Effective responses to the challenges and opportunities of climate change rely on secure land tenure, including strengthening women’s resource tenure. This includes legal recognition of Indigenous peoples’ and local communities’ rights to their land, territories, and natural resources as well as the formalization of community lands for sustainable landscape opportunities and community benefits from carbon payments. Land rights also can contribute to climate adaptation, resource sharing, and peacebuilding.

The centrality of land issues in a changing world also emerges in the race to extract critical minerals such as lithium, cobalt, copper, nickel, graphite, aluminum, and zinc to fuel the green energy transition. Given the prerogatives of the state with respect to mineral extraction and widespread dissatisfaction with the conduct of mining companies, disputes over mining concessions, land rights, displacement, and land degradation have made mining a politically fraught issue for decades. Nevertheless, improving industry standards and internationally recognized best practices such as Free, Prior, and Informed Consent offer opportunities to apply TWP to land use planning and conflict prevention.
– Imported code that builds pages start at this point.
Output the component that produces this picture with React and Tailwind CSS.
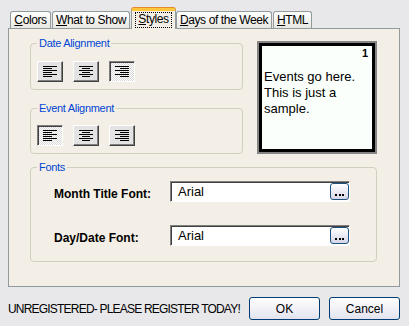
import React from "react";

const tabs = [
  { key: "C", rest: "olors", w: "w-[41px]" },
  { key: "W", rest: "hat to Show", w: "w-[78px]" },
  { key: "S", rest: "tyles", w: "w-[45px]", active: true },
  { key: "D", rest: "ays of the Week", w: "w-[96px]" },
  { key: "H", rest: "TML", w: "w-[39px]" },
];

function Tab({ tab }) {
  if (tab.active) {
    return (
      <div
        className={`${tab.w} relative z-10 -mb-px h-[21px] border-x border-[#919b9c] border-t-[3px] border-t-[#ffc83c] rounded-t-[3px] shadow-[0_-1px_0_#e68b2c] bg-[#f4efe6] flex items-start justify-center pt-[1px]`}
      >
        <span className="border border-dotted border-black px-[2px] leading-[13px] pb-[1px]">
          <span className="underline">{tab.key}</span>
          {tab.rest}
        </span>
      </div>
    );
  }
  return (
    <div
      className={`${tab.w} h-[17px] border border-b-0 border-[#919b9c] rounded-t-[3px] bg-linear-to-b from-white to-[#e8e7e1] flex items-center justify-center leading-[15px]`}
    >
      <span>
        <span className="underline">{tab.key}</span>
        {tab.rest}
      </span>
    </div>
  );
}

function AlignIcon({ align }) {
  const widths =
    align === "center" ? [14, 8, 14, 8, 14, 8] : [14, 9, 14, 9, 14, 9];
  return (
    <svg width="14" height="11" viewBox="0 0 14 11" shapeRendering="crispEdges">
      {widths.map((w, i) => {
        const x = align === "left" ? 0 : align === "center" ? (14 - w) / 2 : 14 - w;
        return <rect key={i} x={x} y={i * 2} width={w} height="1" fill="#000" />;
      })}
    </svg>
  );
}

function AlignButton({ align, pressed }) {
  const look = pressed
    ? "border-t-[#808080] border-l-[#808080] border-b-white border-r-white shadow-[inset_1px_1px_0_#404040] bg-[length:2px_2px] bg-[conic-gradient(#ffffff_25%,#d8d8d8_0_50%,#ffffff_0_75%,#d8d8d8_0)]"
    : "border-t-white border-l-white border-b-[#404040] border-r-[#404040] shadow-[inset_-1px_-1px_0_#808080] bg-[#e3e3e3]";
  return (
    <div className={`w-[26px] h-[21px] border flex items-center justify-center ${look}`}>
      <AlignIcon align={align} />
    </div>
  );
}

function Group({ title, className, children }) {
  return (
    <fieldset className={`border border-[#d0d0bf] rounded-[4px] pl-[6px] ${className}`}>
      <legend className="px-[2px] text-[11px] leading-[14px] tracking-[-0.3px] text-[#0046d5]">
        {title}
      </legend>
      {children}
    </fieldset>
  );
}

function FontField({ label, value, className }) {
  return (
    <div className={`flex items-center ml-[17px] h-[21px] ${className}`}>
      <div className="w-[116px] mt-[4px] text-[12px] font-bold text-black">{label}</div>
      <div className="w-[180px] h-[21px] flex border border-t-[#808080] border-l-[#808080] border-b-white border-r-white shadow-[inset_1px_1px_0_#404040] bg-white">
        <div className="flex-1 pl-[7px] pt-[2px] text-[13px] leading-[16px] text-black">
          {value}
        </div>
        <div className="w-[19px] h-[17px] mt-[1px] rounded-[3px] border border-[#1c5180] bg-linear-to-b from-white to-[#d6d6e8] flex items-end justify-center pb-[3px]">
          <svg width="9" height="2" viewBox="0 0 9 2" shapeRendering="crispEdges">
            <rect x="0" y="0" width="2" height="2" fill="#000" />
            <rect x="3.5" y="0" width="2" height="2" fill="#000" />
            <rect x="7" y="0" width="2" height="2" fill="#000" />
          </svg>
        </div>
      </div>
    </div>
  );
}

export default function App() {
  return (
    <div className="w-[409px] h-[326px] bg-[#e8e8eb] font-['Liberation_Sans',Arial,sans-serif] text-[12px] text-black overflow-hidden">
      <div className="flex items-end h-[28px] pl-[10px] tracking-[-0.4px]">
        <Tab tab={tabs[0]} />
        <div className="ml-[1px]">
          <Tab tab={tabs[1]} />
        </div>
        <div className="ml-[1px]">
          <Tab tab={tabs[2]} />
        </div>
        <Tab tab={tabs[3]} />
        <div className="ml-[1px]">
          <Tab tab={tabs[4]} />
        </div>
      </div>

      <div className="ml-[8px] w-[392px] h-[259px] border border-[#919b9c] bg-[#f4efe6] pl-[21px] pt-[7px]">
        <div className="flex">
          <div className="w-[213px] flex flex-col">
            <Group title="Date Alignment" className="h-[54px] pt-[11px]">
              <div className="flex gap-[10px]">
                <AlignButton align="left" />
                <AlignButton align="center" />
                <AlignButton align="right" pressed />
              </div>
            </Group>
            <Group title="Event Alignment" className="h-[53px] pt-[10px] mt-[11px]">
              <div className="flex gap-[10px]">
                <AlignButton align="left" pressed />
                <AlignButton align="center" />
                <AlignButton align="right" />
              </div>
            </Group>
          </div>

          <div className="ml-[14px] mt-[5px] w-[120px] h-[113px] border-2 border-[#858585]">
            <div className="w-full h-full border-[3px] border-black bg-[#fbfffb] pl-[2px] pr-[4px] pt-[1px]">
              <div className="text-right text-[11px] font-bold leading-[13px]">1</div>
              <div className="mt-[9px] text-[13px] leading-[16px]">
                Events go here.
                <br />
                This is just a
                <br />
                sample.
              </div>
            </div>
          </div>
        </div>

        <Group title="Fonts" className="w-[347px] h-[102px] mt-[6px] pl-[5px] pt-[7px]">
          <FontField label="Month Title Font:" value="Arial" />
          <FontField label="Day/Date Font:" value="Arial" className="mt-[23px]" />
        </Group>
      </div>

      <div className="flex items-center mt-[10px] pl-[8px]">
        <div className="w-[241px] text-[12px] tracking-[-0.8px] leading-[14px] text-black">
          UNREGISTERED- PLEASE REGISTER TODAY!
        </div>
        <button className="w-[71px] h-[23px] rounded-[3px] border border-[#003c74] bg-linear-to-b from-white to-[#e3e3ef] text-[12px] text-black">
          OK
        </button>
        <button className="ml-[9px] w-[71px] h-[23px] rounded-[3px] border border-[#003c74] bg-linear-to-b from-white to-[#e3e3ef] text-[12px] text-black">
          Cancel
        </button>
      </div>
    </div>
  );
}
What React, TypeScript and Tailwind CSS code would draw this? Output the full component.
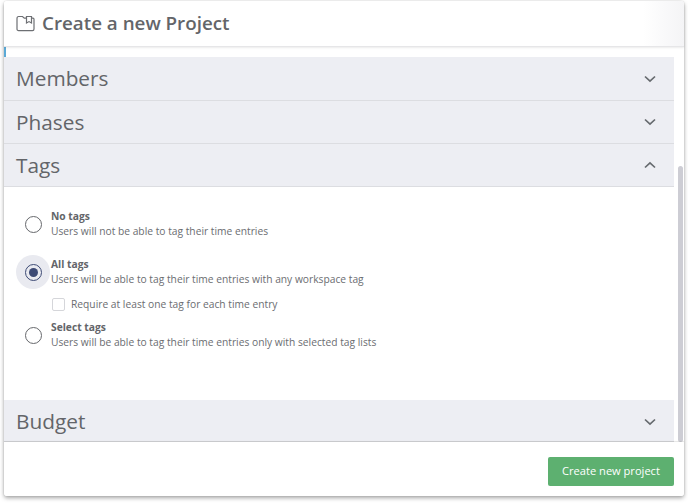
import React from 'react';

const Chevron = ({ up }: { up?: boolean }) => (
  <svg width="12" height="8" viewBox="0 0 12 8" fill="none" className="text-[#666a6e]">
    <path d={up ? 'M1 6.5L6 1.8L11 6.5' : 'M1 1.5L6 6.2L11 1.5'} stroke="currentColor" strokeWidth="1.7" />
  </svg>
);

const Section = ({ title, up, h }: { title: string; up?: boolean; h: string }) => (
  <div className={`${h} shrink-0 flex items-center justify-between bg-[#edeef3] border-b border-[#dcdde1] pl-[12px] pr-[18px]`}>
    <span className="text-[20.8px] leading-none text-[#636569]">{title}</span>
    <Chevron up={up} />
  </div>
);

const Radio = ({ checked }: { checked?: boolean }) => (
  <div className={`w-[34px] h-[34px] rounded-full flex items-center justify-center shrink-0 ${checked ? 'bg-[#e9eaf0]' : ''}`}>
    <div className={`w-[17px] h-[17px] rounded-full border-[1.5px] flex items-center justify-center ${checked ? 'border-[#3d4a75]' : 'border-[#66686c]'}`}>
      {checked && <div className="w-[9px] h-[9px] rounded-full bg-[#3d4a75]" />}
    </div>
  </div>
);

const Option = ({ title, text, checked, className }: { title: string; text: string; checked?: boolean; className: string }) => (
  <div className={`flex items-center ${className}`}>
    <Radio checked={checked} />
    <div className="ml-px text-[10.25px] leading-[15px]">
      <div className="font-bold text-[#636569]">{title}</div>
      <div className="text-[#6b6d71]">{text}</div>
    </div>
  </div>
);

export default function App() {
  return (
    <div className="h-[503px] w-[688px] bg-white pt-px pl-[4px] pr-[4px] font-['Open_Sans',sans-serif]">
      <div className="h-[495px] w-[680px] bg-white rounded-[3px] flex flex-col relative shadow-[0_2px_4px_rgba(0,0,0,0.35),0_0_2px_rgba(0,0,0,0.12)]">
        <div className="h-[46px] shrink-0 flex items-center pl-[12px] pb-px gap-[7px] border-b border-[#e6e6e8] shadow-[0_1px_2px_rgba(0,0,0,0.08)] relative z-10 bg-gradient-to-r from-white from-[94%] to-[#f4f4f6] rounded-t-[3px]">
          <svg width="19" height="17" viewBox="0 0 19 17" fill="none" stroke="#6d6f73" strokeWidth="1.2">
            <path d="M1 3.5C1 2.4 1.6 1.5 2.6 1.5H6.5L8.3 3.2H17C17.6 3.2 18 3.7 18 4.3V14C18 15 17.4 15.6 16.5 15.6H2.6C1.6 15.6 1 15 1 14Z" />
            <path d="M10.5 1.5H15.5V8L13 6.6L10.5 8Z" fill="#fff" />
          </svg>
          <span className="text-[18.8px] leading-none font-semibold text-[#636569]">Create a new Project</span>
        </div>

        <div className="flex-1 min-h-0 flex flex-col pr-[10px]">
          <div className="h-[10px] shrink-0 border-l-2 border-[#5aa9d6]" />
          <Section title="Members" h="h-[44px]" />
          <Section title="Phases" h="h-[43px]" />
          <Section title="Tags" up h="h-[43px]" />
          <div className="h-[213px] shrink-0 pl-[12px] pt-[20px]">
            <Option title="No tags" text="Users will not be able to tag their time entries" className="h-[34px]" />
            <Option title="All tags" text="Users will be able to tag their time entries with any workspace tag" checked className="h-[34px] mt-[14px]" />
            <div className="flex items-center h-[16px] ml-[36px] mt-[7px]">
              <div className="w-[13px] h-[13px] rounded-[2px] border border-[#d5d6da] bg-white" />
              <span className="ml-[6px] text-[10.25px] leading-none text-[#6b6d71]">Require at least one tag for each time entry</span>
            </div>
            <Option title="Select tags" text="Users will be able to tag their time entries only with selected tag lists" className="h-[34px] mt-[6px]" />
          </div>
          <Section title="Budget" h="h-[42px] pt-[2px]" />
        </div>

        <div className="h-[54px] shrink-0 flex items-center justify-end pr-[10px] pt-[4px] shadow-[0_-1px_1px_rgba(0,0,0,0.1)] relative z-10 bg-white rounded-b-[3px]">
          <button className="w-[126px] h-[29px] rounded-[2px] bg-[#5db070] text-white text-[11.1px] leading-none">Create new project</button>
        </div>

        <div className="absolute right-[1px] top-[165px] w-[5px] h-[276px] rounded-full bg-[#cdcdd4]" />
      </div>
    </div>
  );
}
These shifting tides and their political ripple effects create more urgency to implement TWP in land approaches. Hence, development practitioners cannot and should not shirk the politics surrounding land governance, especially since they have the tools and expertise to address these realities.

This report underscores the need for practitioners to engage with the complexities of local political contexts and to understand the power structures, interests, and incentives shaping the perspectives and behavior of both the powerful and powerless.

Experience from decades of implementing land tenure projects suggests that continuous learning, flexibility, and an openness to adapting implementation strategies based on evolving political landscapes are essential to aligning interventions with always evolving local political dynamics. Now more than ever, these time-tested approaches are also critical for the success of future land programs.

Citations
  1. Rights and Resources Initiative, Who Owns the World’s Land? Global State of Indigenous, Afro-Descendant, and Local Community Land Rights Recognition from 2015–2020, 2nd ed. (June 2023), source.
  2. Neil M. Dawson et al., “The Role of Indigenous Peoples and Local Communities in Effective and Equitable Conservation,” Ecology and Society 26, no. 3 (2021), source.